INSTRUCTIONS TO FOLLOW
From the listing below, pick out each line with the word "this".

RECORD EXCERPTS
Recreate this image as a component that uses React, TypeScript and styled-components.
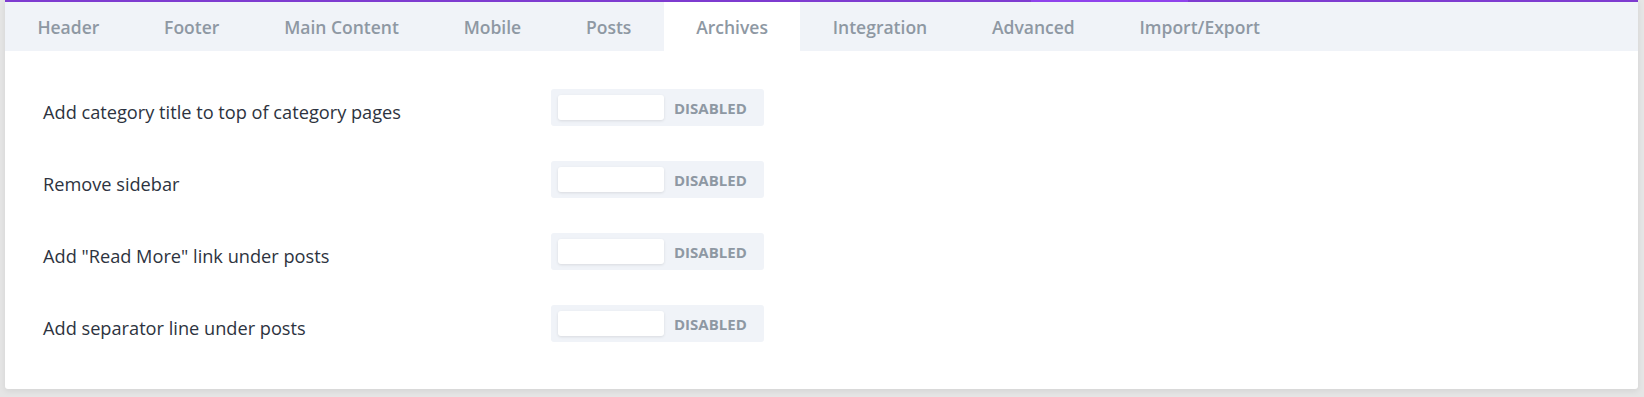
import styled, { createGlobalStyle } from 'styled-components'

const GlobalStyle = createGlobalStyle`
  html,
  body {
    margin: 0;
    padding: 0;
    background: #e5e5e5;
    font-family: 'Open Sans', 'Noto Sans', sans-serif;
  }
`

const tabs = ['Header', 'Footer', 'Main Content', 'Mobile', 'Posts', 'Archives', 'Integration', 'Advanced', 'Import/Export']

const options = [
  'Add category title to top of category pages',
  'Remove sidebar',
  'Add "Read More" link under posts',
  'Add separator line under posts',
]

const WPage = styled.div`
  height: 397px;
  padding: 0 6px 0 5px;
  box-sizing: border-box;
`
const WCard = styled.div`
  height: 389px;
  background: #fff;
  border-radius: 0 0 3px 3px;
  box-shadow: 0 2px 6px rgba(0, 0, 0, 0.08);
  overflow: hidden;
`
const WTopLine = styled.div`
  height: 2px;
  background: linear-gradient(
    to right,
    #7e3bd0 1026px,
    #8f42ec 1026px,
    #8f42ec 1183px,
    #7e3bd0 1183px
  );
`
const WTabBar = styled.div`
  display: flex;
  height: 49px;
  background: #f0f3f8;
`
const WTab = styled.div<{ $active?: boolean }>`
  display: flex;
  align-items: center;
  padding: 0 32.4px;
  font-size: 17.5px;
  font-weight: 600;
  color: #8e98a3;
  background: ${({ $active }) => ($active ? '#fff' : 'transparent')};
  white-space: nowrap;
`
const WContent = styled.div`
  display: flex;
  flex-direction: column;
  gap: 35px;
  padding: 38px 36px 38px 38px;
`
const WRow = styled.div`
  display: grid;
  grid-template-columns: 508px auto;
  align-items: center;
`
const WLabel = styled.div`
  padding-top: 9px;
  font-size: 18.2px;
  font-weight: 500;
  color: #2d3340;
`
const WToggle = styled.div`
  display: flex;
  align-items: center;
  width: 213px;
  height: 37px;
  padding: 6px 7px;
  box-sizing: border-box;
  background: #f0f3f8;
  border-radius: 3px;
`
const WKnob = styled.div`
  width: 106px;
  height: 25px;
  background: #fff;
  border-radius: 3px;
  box-shadow: 0 1px 3px rgba(0, 0, 0, 0.1);
`
const WState = styled.span`
  margin-left: 10px;
  font-size: 15px;
  font-weight: 700;
  color: #8e98a3;
  text-transform: uppercase;
`

const App = () => {
  return (
    <>
      <GlobalStyle />
      <WPage>
        <WCard>
          <WTopLine />
          <WTabBar>
            {tabs.map((t) => (
              <WTab key={t} $active={t === 'Archives'}>
                {t}
              </WTab>
            ))}
          </WTabBar>
          <WContent>
            {options.map((o) => (
              <WRow key={o}>
                <WLabel>{o}</WLabel>
                <WToggle>
                  <WKnob />
                  <WState>Disabled</WState>
                </WToggle>
              </WRow>
            ))}
          </WContent>
        </WCard>
      </WPage>
    </>
  )
}

export default App
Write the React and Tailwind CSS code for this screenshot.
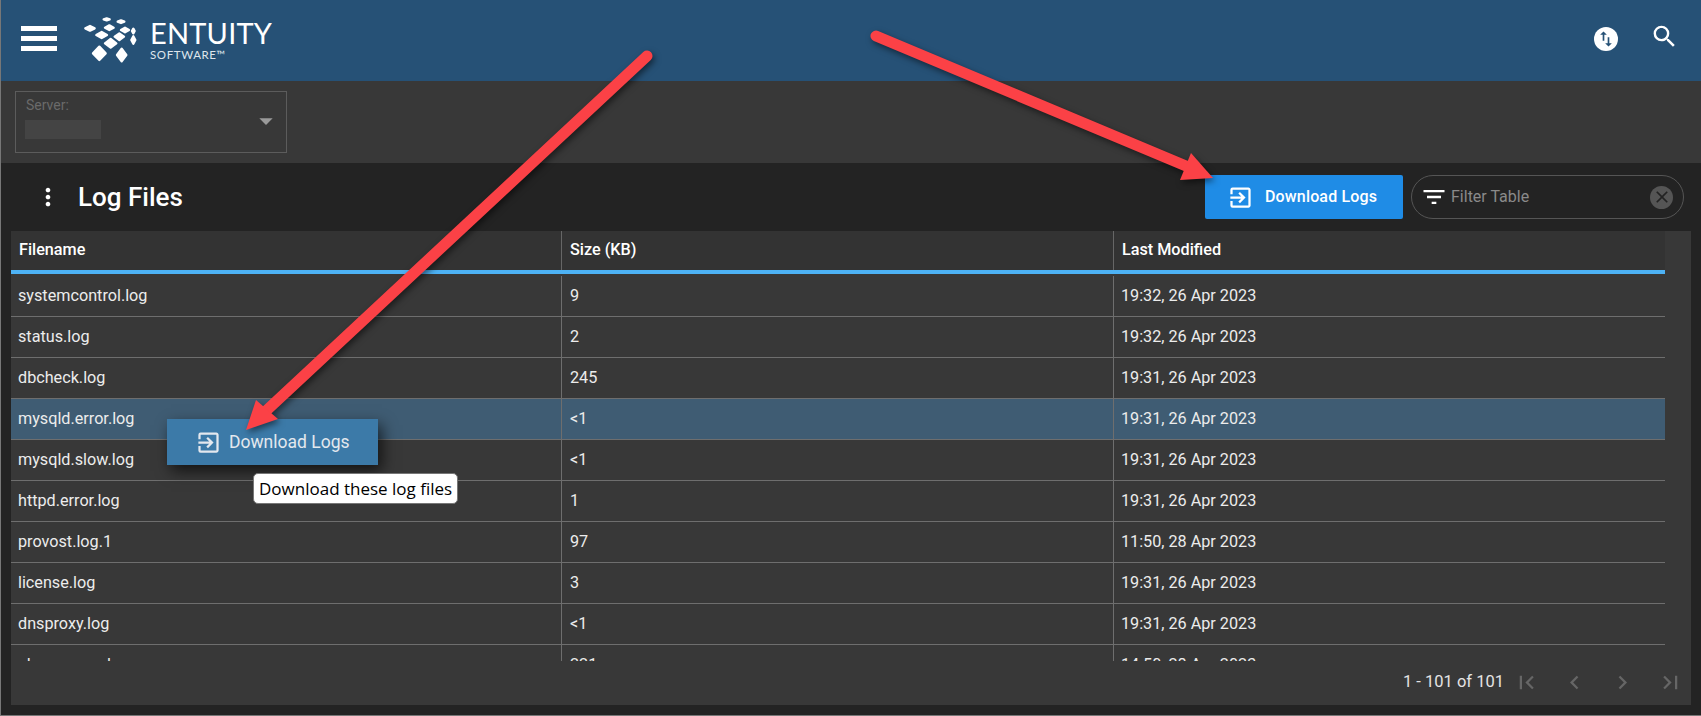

COMPLETE ANSWER
Recreate this image as a component that uses React, TypeScript and styled-components.
Write the React and Tailwind CSS code for this screenshot.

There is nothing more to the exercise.